Result: Narcolepsy. My talented younger daughter can hit REM in 60-90 seconds instead of 60-90 minutes. It’s actually tempting to be jealous of her.
So while my younger daughter now faces more changes and a newer norm, I am haunted ...
Switch back to my oldest daughter with that “Teen” diagnosis. Logic and family history now prevail and I find a doctor who will also run 2 single-spaced pages of lab work. Bingo! But different Bingo! Different autoimmune disease requiring different specialists and a different journey all her own.
And with this new information and the symptoms of her exhaustion which has never ever let up, she heads off to her sleep study. Finally.
Results: Sleep apnea. A breathing obstruction. Sleep paralysis. And…
It has take 3 years to discover that she was more than just a “Teen” back in high school.
Her “depression”? Likely related to lack of sleep and not the other way around. (Though by now, she may very well be depressed.)
Her frustrations and anger and harsh self judgement? Likely related – again – to lack of sleep and not any fundamental flaw in who she is.
In fact, there is nothing wrong with her even as something is very wrong with her. Having to drop her dreamed-of extra curricular activities in college was not a statement of her inability to keep commitments or an inability to socialize. She is tired and with reason. She is now learning to accept herself and work with who she is and learn more about what can be done. She isn't happy about it; but she is hugely relieved. And, yes, quite possibly depressed.
And like her younger sister, she is now learning her own new norm.
I’d like to tell you that I don’t look back. That I am a wise enough adult and smart enough mom to know that I did the best that I could in that time.
But I do look back, angry with myself and also sad.
Then I look forward and I promise that I will not stand by and let a doctor dismiss what I know nor dismiss what I see and have seen and have watched daily for years on end.
My daughters are now learning to be their own health advocates. Part of that advocacy is to always bring someone with you to medical appointments to help you speak up for yourself, to help you find your voice (or to be your voice if you suddenly blank on every answer or go shy – because both things happen to us all). Part of that advocacy sometimes involves reminding a doctor or even a specialist that the eyes often know what lab results won’t yet show – because test results make recommendations for a majority and outliers do exist. Thus, labs can’t be the only story and they can't be the only source of information.

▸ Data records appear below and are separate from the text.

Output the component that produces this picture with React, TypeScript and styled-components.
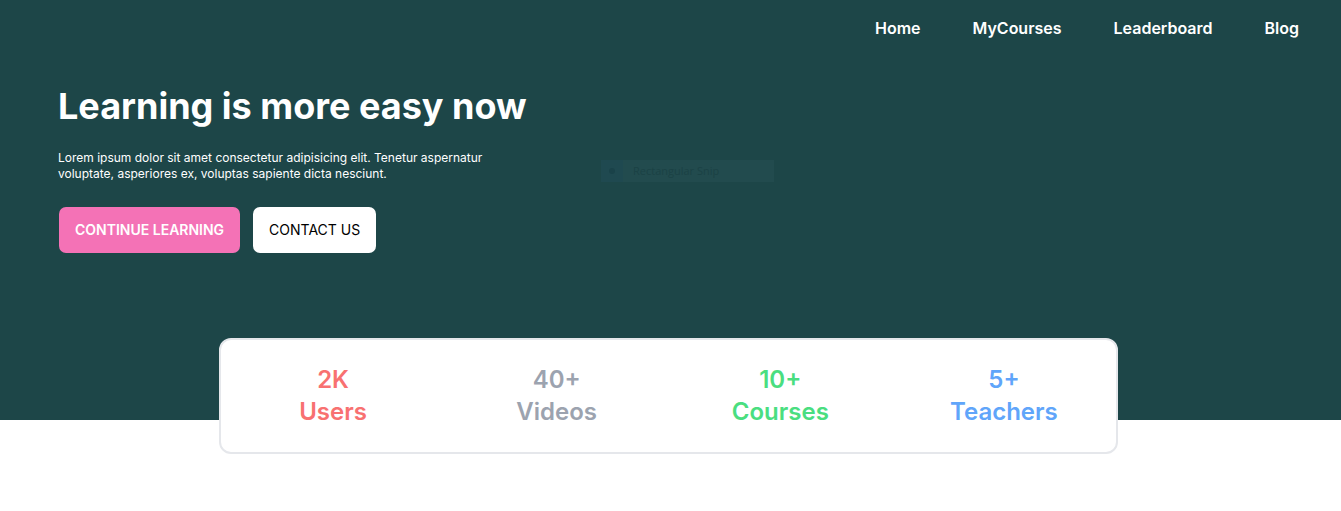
import React from 'react';
import styled, { createGlobalStyle } from 'styled-components';

const GlobalStyle = createGlobalStyle`
  *, *::before, *::after { box-sizing: border-box; }
  body { margin: 0; background: #fff; font-family: Inter, "Liberation Sans", sans-serif; }
  h1, p, ul { margin: 0; padding: 0; }
`;

const Hero = styled.header`
  position: relative;
  min-height: 420px;
  background: #1d4648;
  color: #fff;
`;

const Nav = styled.nav`
  display: flex;
  justify-content: flex-end;
  gap: 52px;
  padding: 16px 42px;
`;

const NavLink = styled.a`
  color: #fff;
  font-size: 16px;
  font-weight: 600;
  line-height: 24px;
  text-decoration: none;
`;

const Intro = styled.section`
  padding: 26px 58px 84px;
`;

const Title = styled.h1`
  font-size: 36px;
  font-weight: 700;
  line-height: 48px;
`;

const Lead = styled.p`
  max-width: 448px;
  margin-top: 20px;
  font-size: 12px;
  font-weight: 400;
  line-height: 16px;
`;

const Actions = styled.div`
  display: flex;
  gap: 13px;
  margin: 25px 1px 0;
`;

const Button = styled.button<{ $primary?: boolean }>`
  padding: 13px 16px;
  border: 0;
  border-radius: 7px;
  background: ${(p) => (p.$primary ? '#f472b6' : '#fff')};
  color: ${(p) => (p.$primary ? '#fff' : '#000')};
  font-family: inherit;
  font-size: 14px;
  font-weight: ${(p) => (p.$primary ? 600 : 400)};
  line-height: 20px;
  text-transform: uppercase;
`;

const SnipLabel = styled.div`
  position: absolute;
  top: 160px;
  left: 601px;
  display: flex;
  gap: 10px;
  width: 173px;
  background: #224b4e;
  color: #1b4245;
  font-family: "Open Sans", "Noto Sans", sans-serif;
  font-size: 11px;
  line-height: 22px;
`;

const SnipMark = styled.span`
  display: grid;
  place-items: center;
  width: 22px;
  height: 22px;
  background: #1f4950;

  &::before {
    content: '';
    width: 6px;
    height: 6px;
    border-radius: 50%;
    background: #1a4249;
  }
`;

const StatsBand = styled.section`
  position: relative;
  display: flex;
  justify-content: center;
  margin-top: -82px;
  padding-right: 4px;
`;

const Stats = styled.ul`
  display: grid;
  grid-template-columns: repeat(4, 1fr);
  width: 67.2%;
  padding: 24px 0;
  border: 2px solid #e5e7eb;
  border-radius: 12px;
  background: #fff;
  list-style: none;
`;

const Stat = styled.li<{ $color: string }>`
  display: flex;
  flex-direction: column;
  color: ${(p) => p.$color};
  font-size: 24px;
  font-weight: 600;
  line-height: 32px;
  text-align: center;
`;

const links = ['Home', 'MyCourses', 'Leaderboard', 'Blog'];

const stats = [
  { value: '2K', label: 'Users', color: '#f87171' },
  { value: '40+', label: 'Videos', color: '#9ca3af' },
  { value: '10+', label: 'Courses', color: '#4ade80' },
  { value: '5+', label: 'Teachers', color: '#60a5fa' },
];

export default function App() {
  return (
    <>
      <GlobalStyle />
      <Hero>
        <Nav>
          {links.map((l) => (
            <NavLink key={l} href="#">{l}</NavLink>
          ))}
        </Nav>
        <Intro>
          <Title>Learning is more easy now</Title>
          <Lead>
            Lorem ipsum dolor sit amet consectetur adipisicing elit. Tenetur aspernatur
            voluptate, asperiores ex, voluptas sapiente dicta nesciunt.
          </Lead>
          <Actions>
            <Button $primary>Continue learning</Button>
            <Button>Contact us</Button>
          </Actions>
        </Intro>
        <SnipLabel><SnipMark /><span>Rectangular Snip</span></SnipLabel>
      </Hero>
      <StatsBand>
        <Stats>
          {stats.map((s) => (
            <Stat key={s.label} $color={s.color}>
              <span>{s.value}</span>
              <span>{s.label}</span>
            </Stat>
          ))}
        </Stats>
      </StatsBand>
    </>
  );
}
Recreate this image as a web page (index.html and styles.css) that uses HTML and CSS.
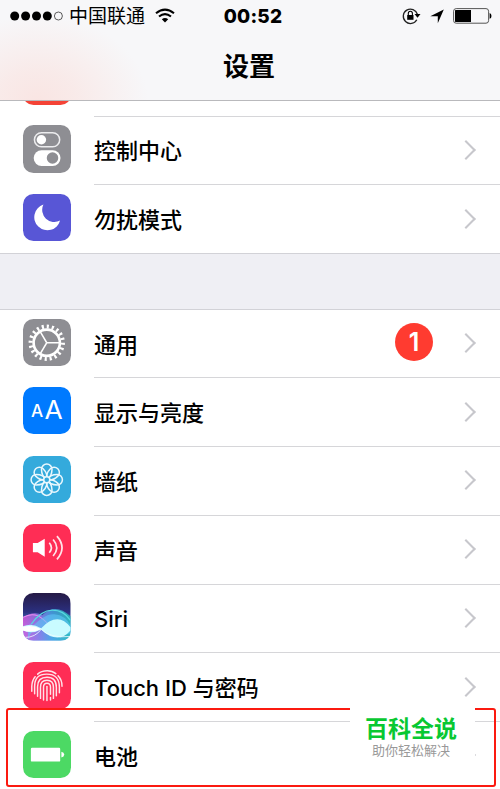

The best doctors know this. The best doctors use their eyes. The best doctors listen to parents who are watching. The best doctors listen to the children and the teens and don’t dismiss them as products of their age and products of the times. The best doctors don’t judge their patients or their families.
But even the best doctors can have their off-days, their misses, their realities.
This is what I have ultimately learned:
I talk with (not at) my teens.
I listen to my teens because that is even more important.
I watch my teens.
And this: I may not have a medical degree. But, I have a a doctorate in being a mother to my daughters.
And that damn well counts.
ENDNOTE: Just so you know as you watch your own teens, Narcolepsy is a rare condition to find in teens and is often undiagnosed until well into adulthood because, to be fair, that “Teen” diagnosis can be true if you have a stay-up-late kind of kid. But that’s why you are watching and fine-tuning your parenting radar – constantly. Even if you don’t know what the exact diagnosis might be, you know what it isn’t. The trick is, as I found out, standing up taller than the doctor who opts out of listening to you. Or find another doctor. And another. Listen to your child’s words and to their actions and to your own voices that are translating everything you see and hear. And when in doubt, opt for the tests – all of them.